──────── Source excerpt ────────

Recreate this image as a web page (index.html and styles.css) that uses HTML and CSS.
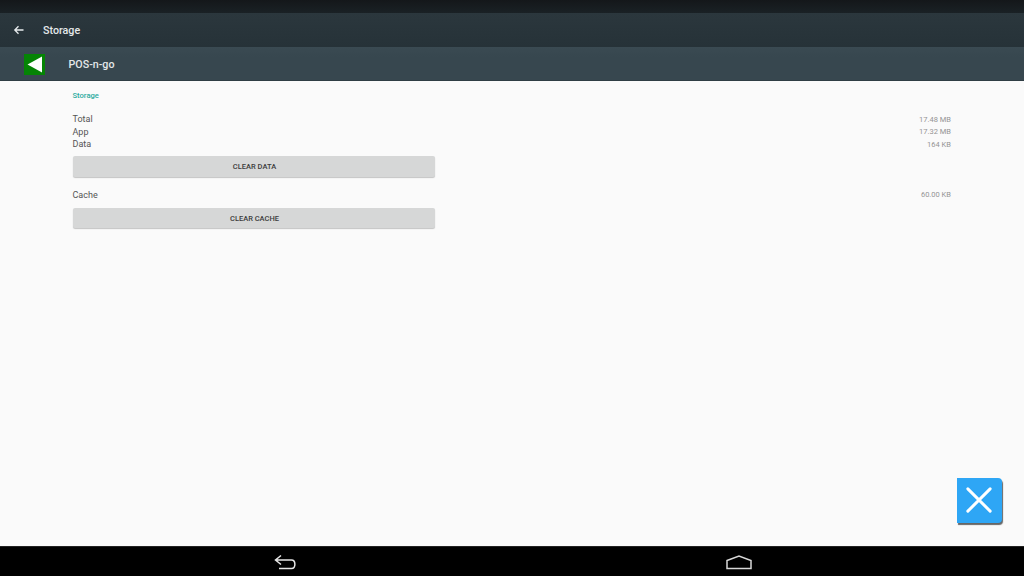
FILE: index.html
```html
<!DOCTYPE html>
<html lang="en">
<head>
<meta charset="utf-8">
<title>Storage</title>
<link rel="stylesheet" href="styles.css">
</head>
<body>
<div class="screen">
  <div class="status"></div>
  <header class="toolbar">
    <svg class="back" width="12" height="12" viewBox="0 0 12 12"><path d="M10.500 6H2M5.500 2.300 1.800 6l3.700 3.700" fill="none" stroke="#e8ecee" stroke-width="1.300"/></svg>
    <span class="title">Storage</span>
  </header>
  <div class="apphead">
    <svg class="appicon" width="21" height="21" viewBox="0 0 21 21"><rect width="21" height="21" fill="#058405"/><path d="M3.500 10.500 18 2.500v16z" fill="#fff"/></svg>
    <span class="appname">POS-n-go</span>
  </div>
  <main class="content">
    <h2 class="section">Storage</h2>
    <div class="rows">
      <div class="row"><span>Total</span><span class="val">17.48 MB</span></div>
      <div class="row"><span>App</span><span class="val">17.32 MB</span></div>
      <div class="row"><span>Data</span><span class="val">164 KB</span></div>
    </div>
    <button class="btn">CLEAR DATA</button>
    <div class="row cache"><span>Cache</span><span class="val">60.00 KB</span></div>
    <button class="btn">CLEAR CACHE</button>
    <div class="fab">
      <svg width="26" height="26" viewBox="0 0 28 28"><path d="M2 2 26 26M26 2 2 26" stroke="#fff" stroke-width="3.200" stroke-linecap="round"/></svg>
    </div>
  </main>
  <nav class="nav">
    <svg class="navback" width="22" height="16" viewBox="0 0 22 16"><path d="M7 1.500 1.500 6 7 10.500M1.500 6H17.500C22 6 22 14.500 17.500 14.500H5" fill="none" stroke="#e6e6e6" stroke-width="1.500"/></svg>
    <svg class="navhome" width="26" height="15" viewBox="0 0 26 15"><path d="M1 5.500 13 1l12 4.500V13.500H1z" fill="none" stroke="#d8d8d8" stroke-width="1.500"/></svg>
  </nav>
</div>
</body>
</html>
```
FILE: styles.css
```css
* { box-sizing: border-box; }
html, body { margin: 0; padding: 0; }
body { width: 1024px; height: 576px; overflow: hidden; font-family: Roboto, "Liberation Sans", sans-serif; }
.screen { width: 1024px; height: 576px; display: flex; flex-direction: column; background: #fafafa; }
.status { height: 13px; background: linear-gradient(#14171a, #1a2125); }
.toolbar { height: 34px; background: linear-gradient(#2b373d, #263238); display: flex; align-items: center; padding-left: 13px; }
.back { margin-top: -1px; }
.title { margin-left: 18px; color: #e4e8ea; font-size: 10.700px; font-weight: 500; }
.apphead { height: 34px; background: linear-gradient(#3a4a52, #37474f 30%); display: flex; align-items: center; padding: 1px 0 0 24px; box-shadow: inset 0 -1px 0 #2f3d44; }
.appicon { flex: none; }
.appname { margin-left: 23.500px; color: #e4e8ea; font-size: 10.700px; font-weight: 500; }
.content { flex: 1; position: relative; padding: 10px 73px 0 72.500px; }
.section { margin: 0 0 12px; font-size: 7.600px; line-height: 10px; font-weight: 500; color: #2bab9e; }
.rows { display: flex; flex-direction: column; }
.row { display: flex; justify-content: space-between; align-items: center; height: 12.500px; font-size: 9px; color: #555; }
.val { font-size: 7.500px; color: #949494; }
.btn { display: block; width: 362px; height: 21px; margin: 5px 0 0 0; padding: 0 0 0 2px; border: 0; border-radius: 2px; background: #d6d7d7; box-shadow: 0 1px 1px #c4c4c4; font-family: inherit; font-size: 7.500px; font-weight: 500; color: #3c3c3c; }
.cache { margin-top: 12px; }
.btn + .cache + .btn { margin-top: 7px; height: 20px; }
.fab { position: absolute; left: 957px; top: 397px; width: 45px; height: 45px; padding: 0 2px 1px 0; background: #2ea6f5; border-radius: 0 4px 4px 0; box-shadow: 1px 2px 1px #666; display: flex; align-items: center; justify-content: center; }
.nav { height: 30px; background: #000; border-top: 1px solid #222; position: relative; display: flex; align-items: center; }
.navback { position: absolute; left: 274px; top: 7px; }
.navhome { position: absolute; left: 726px; top: 8px; }
```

────────

# [Given task]
Restate the full listing verbatim and drop every picture.

# [Result for this exercise]
Recreate this image as a web page (index.html and styles.css) that uses HTML and CSS.
FILE: index.html
```html
<!DOCTYPE html>
<html lang="en">
<head>
<meta charset="utf-8">
<title>Storage</title>
<link rel="stylesheet" href="styles.css">
</head>
<body>
<div class="screen">
  <div class="status"></div>
  <header class="toolbar">
    <svg class="back" width="12" height="12" viewBox="0 0 12 12"><path d="M10.500 6H2M5.500 2.300 1.800 6l3.700 3.700" fill="none" stroke="#e8ecee" stroke-width="1.300"/></svg>
    <span class="title">Storage</span>
  </header>
  <div class="apphead">
    <svg class="appicon" width="21" height="21" viewBox="0 0 21 21"><rect width="21" height="21" fill="#058405"/><path d="M3.500 10.500 18 2.500v16z" fill="#fff"/></svg>
    <span class="appname">POS-n-go</span>
  </div>
  <main class="content">
    <h2 class="section">Storage</h2>
    <div class="rows">
      <div class="row"><span>Total</span><span class="val">17.48 MB</span></div>
      <div class="row"><span>App</span><span class="val">17.32 MB</span></div>
      <div class="row"><span>Data</span><span class="val">164 KB</span></div>
    </div>
    <button class="btn">CLEAR DATA</button>
    <div class="row cache"><span>Cache</span><span class="val">60.00 KB</span></div>
    <button class="btn">CLEAR CACHE</button>
    <div class="fab">
      <svg width="26" height="26" viewBox="0 0 28 28"><path d="M2 2 26 26M26 2 2 26" stroke="#fff" stroke-width="3.200" stroke-linecap="round"/></svg>
    </div>
  </main>
  <nav class="nav">
    <svg class="navback" width="22" height="16" viewBox="0 0 22 16"><path d="M7 1.500 1.500 6 7 10.500M1.500 6H17.500C22 6 22 14.500 17.500 14.500H5" fill="none" stroke="#e6e6e6" stroke-width="1.500"/></svg>
    <svg class="navhome" width="26" height="15" viewBox="0 0 26 15"><path d="M1 5.500 13 1l12 4.500V13.500H1z" fill="none" stroke="#d8d8d8" stroke-width="1.500"/></svg>
  </nav>
</div>
</body>
</html>
```
FILE: styles.css
```css
* { box-sizing: border-box; }
html, body { margin: 0; padding: 0; }
body { width: 1024px; height: 576px; overflow: hidden; font-family: Roboto, "Liberation Sans", sans-serif; }
.screen { width: 1024px; height: 576px; display: flex; flex-direction: column; background: #fafafa; }
.status { height: 13px; background: linear-gradient(#14171a, #1a2125); }
.toolbar { height: 34px; background: linear-gradient(#2b373d, #263238); display: flex; align-items: center; padding-left: 13px; }
.back { margin-top: -1px; }
.title { margin-left: 18px; color: #e4e8ea; font-size: 10.700px; font-weight: 500; }
.apphead { height: 34px; background: linear-gradient(#3a4a52, #37474f 30%); display: flex; align-items: center; padding: 1px 0 0 24px; box-shadow: inset 0 -1px 0 #2f3d44; }
.appicon { flex: none; }
.appname { margin-left: 23.500px; color: #e4e8ea; font-size: 10.700px; font-weight: 500; }
.content { flex: 1; position: relative; padding: 10px 73px 0 72.500px; }
.section { margin: 0 0 12px; font-size: 7.600px; line-height: 10px; font-weight: 500; color: #2bab9e; }
.rows { display: flex; flex-direction: column; }
.row { display: flex; justify-content: space-between; align-items: center; height: 12.500px; font-size: 9px; color: #555; }
.val { font-size: 7.500px; color: #949494; }
.btn { display: block; width: 362px; height: 21px; margin: 5px 0 0 0; padding: 0 0 0 2px; border: 0; border-radius: 2px; background: #d6d7d7; box-shadow: 0 1px 1px #c4c4c4; font-family: inherit; font-size: 7.500px; font-weight: 500; color: #3c3c3c; }
.cache { margin-top: 12px; }
.btn + .cache + .btn { margin-top: 7px; height: 20px; }
.fab { position: absolute; left: 957px; top: 397px; width: 45px; height: 45px; padding: 0 2px 1px 0; background: #2ea6f5; border-radius: 0 4px 4px 0; box-shadow: 1px 2px 1px #666; display: flex; align-items: center; justify-content: center; }
.nav { height: 30px; background: #000; border-top: 1px solid #222; position: relative; display: flex; align-items: center; }
.navback { position: absolute; left: 274px; top: 7px; }
.navhome { position: absolute; left: 726px; top: 8px; }
```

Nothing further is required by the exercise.